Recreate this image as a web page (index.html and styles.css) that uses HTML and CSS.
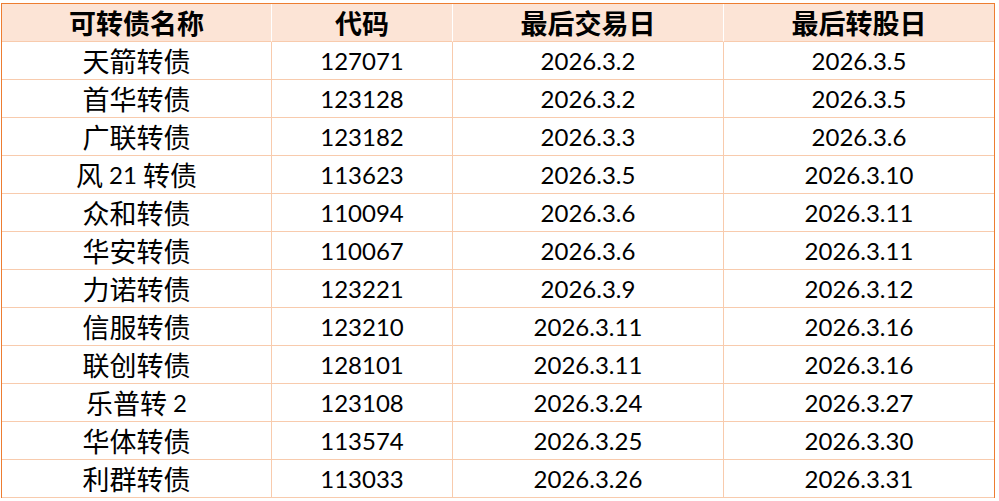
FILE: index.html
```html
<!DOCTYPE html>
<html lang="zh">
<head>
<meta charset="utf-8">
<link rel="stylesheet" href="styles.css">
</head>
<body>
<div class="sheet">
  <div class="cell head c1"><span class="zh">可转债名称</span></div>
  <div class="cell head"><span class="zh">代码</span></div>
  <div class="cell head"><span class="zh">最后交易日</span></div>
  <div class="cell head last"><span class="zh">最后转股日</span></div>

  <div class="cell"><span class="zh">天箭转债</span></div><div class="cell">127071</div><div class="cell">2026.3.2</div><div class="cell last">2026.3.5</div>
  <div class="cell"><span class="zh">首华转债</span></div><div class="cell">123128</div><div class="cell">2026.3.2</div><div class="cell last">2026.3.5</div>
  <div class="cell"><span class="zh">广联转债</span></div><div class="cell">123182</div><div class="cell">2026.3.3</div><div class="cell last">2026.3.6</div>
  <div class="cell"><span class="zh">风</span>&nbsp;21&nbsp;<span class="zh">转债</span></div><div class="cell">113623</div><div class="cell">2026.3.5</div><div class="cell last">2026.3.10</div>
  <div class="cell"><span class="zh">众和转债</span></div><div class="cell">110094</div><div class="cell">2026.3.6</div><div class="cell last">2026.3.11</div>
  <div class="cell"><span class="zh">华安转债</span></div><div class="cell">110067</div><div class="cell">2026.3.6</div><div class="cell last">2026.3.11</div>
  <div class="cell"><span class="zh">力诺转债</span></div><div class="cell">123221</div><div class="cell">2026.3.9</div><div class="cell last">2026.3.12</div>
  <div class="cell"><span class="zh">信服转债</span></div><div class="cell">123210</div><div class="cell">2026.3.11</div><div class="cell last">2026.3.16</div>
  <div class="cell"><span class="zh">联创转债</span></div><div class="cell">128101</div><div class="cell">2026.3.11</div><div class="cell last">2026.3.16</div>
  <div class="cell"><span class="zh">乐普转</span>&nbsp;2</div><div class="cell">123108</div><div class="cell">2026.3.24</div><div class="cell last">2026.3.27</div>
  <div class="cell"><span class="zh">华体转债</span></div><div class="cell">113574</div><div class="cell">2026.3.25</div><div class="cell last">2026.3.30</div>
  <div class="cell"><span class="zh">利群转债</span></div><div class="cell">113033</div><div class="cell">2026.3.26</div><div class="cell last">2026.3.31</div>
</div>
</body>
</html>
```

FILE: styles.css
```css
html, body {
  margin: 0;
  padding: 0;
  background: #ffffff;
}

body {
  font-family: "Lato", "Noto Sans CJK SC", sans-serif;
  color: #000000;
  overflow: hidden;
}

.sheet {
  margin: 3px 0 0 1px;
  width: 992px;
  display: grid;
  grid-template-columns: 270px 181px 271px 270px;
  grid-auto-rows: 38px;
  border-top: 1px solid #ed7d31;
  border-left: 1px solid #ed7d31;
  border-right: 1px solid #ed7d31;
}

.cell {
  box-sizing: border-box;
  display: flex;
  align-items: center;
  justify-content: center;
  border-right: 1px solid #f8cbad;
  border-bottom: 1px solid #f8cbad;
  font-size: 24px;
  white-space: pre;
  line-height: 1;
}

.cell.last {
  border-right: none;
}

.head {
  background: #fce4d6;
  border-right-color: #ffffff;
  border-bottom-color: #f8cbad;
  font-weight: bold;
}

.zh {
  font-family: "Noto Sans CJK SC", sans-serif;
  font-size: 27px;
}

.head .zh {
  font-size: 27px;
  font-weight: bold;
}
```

★ ★ ★ ★

[Task statement]: Do not copy the pictures, but repeat every line exactly.

[Full response]:
Recreate this image as a web page (index.html and styles.css) that uses HTML and CSS.
FILE: index.html
```html
<!DOCTYPE html>
<html lang="zh">
<head>
<meta charset="utf-8">
<link rel="stylesheet" href="styles.css">
</head>
<body>
<div class="sheet">
  <div class="cell head c1"><span class="zh">可转债名称</span></div>
  <div class="cell head"><span class="zh">代码</span></div>
  <div class="cell head"><span class="zh">最后交易日</span></div>
  <div class="cell head last"><span class="zh">最后转股日</span></div>

  <div class="cell"><span class="zh">天箭转债</span></div><div class="cell">127071</div><div class="cell">2026.3.2</div><div class="cell last">2026.3.5</div>
  <div class="cell"><span class="zh">首华转债</span></div><div class="cell">123128</div><div class="cell">2026.3.2</div><div class="cell last">2026.3.5</div>
  <div class="cell"><span class="zh">广联转债</span></div><div class="cell">123182</div><div class="cell">2026.3.3</div><div class="cell last">2026.3.6</div>
  <div class="cell"><span class="zh">风</span>&nbsp;21&nbsp;<span class="zh">转债</span></div><div class="cell">113623</div><div class="cell">2026.3.5</div><div class="cell last">2026.3.10</div>
  <div class="cell"><span class="zh">众和转债</span></div><div class="cell">110094</div><div class="cell">2026.3.6</div><div class="cell last">2026.3.11</div>
  <div class="cell"><span class="zh">华安转债</span></div><div class="cell">110067</div><div class="cell">2026.3.6</div><div class="cell last">2026.3.11</div>
  <div class="cell"><span class="zh">力诺转债</span></div><div class="cell">123221</div><div class="cell">2026.3.9</div><div class="cell last">2026.3.12</div>
  <div class="cell"><span class="zh">信服转债</span></div><div class="cell">123210</div><div class="cell">2026.3.11</div><div class="cell last">2026.3.16</div>
  <div class="cell"><span class="zh">联创转债</span></div><div class="cell">128101</div><div class="cell">2026.3.11</div><div class="cell last">2026.3.16</div>
  <div class="cell"><span class="zh">乐普转</span>&nbsp;2</div><div class="cell">123108</div><div class="cell">2026.3.24</div><div class="cell last">2026.3.27</div>
  <div class="cell"><span class="zh">华体转债</span></div><div class="cell">113574</div><div class="cell">2026.3.25</div><div class="cell last">2026.3.30</div>
  <div class="cell"><span class="zh">利群转债</span></div><div class="cell">113033</div><div class="cell">2026.3.26</div><div class="cell last">2026.3.31</div>
</div>
</body>
</html>
```

FILE: styles.css
```css
html, body {
  margin: 0;
  padding: 0;
  background: #ffffff;
}

body {
  font-family: "Lato", "Noto Sans CJK SC", sans-serif;
  color: #000000;
  overflow: hidden;
}

.sheet {
  margin: 3px 0 0 1px;
  width: 992px;
  display: grid;
  grid-template-columns: 270px 181px 271px 270px;
  grid-auto-rows: 38px;
  border-top: 1px solid #ed7d31;
  border-left: 1px solid #ed7d31;
  border-right: 1px solid #ed7d31;
}

.cell {
  box-sizing: border-box;
  display: flex;
  align-items: center;
  justify-content: center;
  border-right: 1px solid #f8cbad;
  border-bottom: 1px solid #f8cbad;
  font-size: 24px;
  white-space: pre;
  line-height: 1;
}

.cell.last {
  border-right: none;
}

.head {
  background: #fce4d6;
  border-right-color: #ffffff;
  border-bottom-color: #f8cbad;
  font-weight: bold;
}

.zh {
  font-family: "Noto Sans CJK SC", sans-serif;
  font-size: 27px;
}

.head .zh {
  font-size: 27px;
  font-weight: bold;
}
```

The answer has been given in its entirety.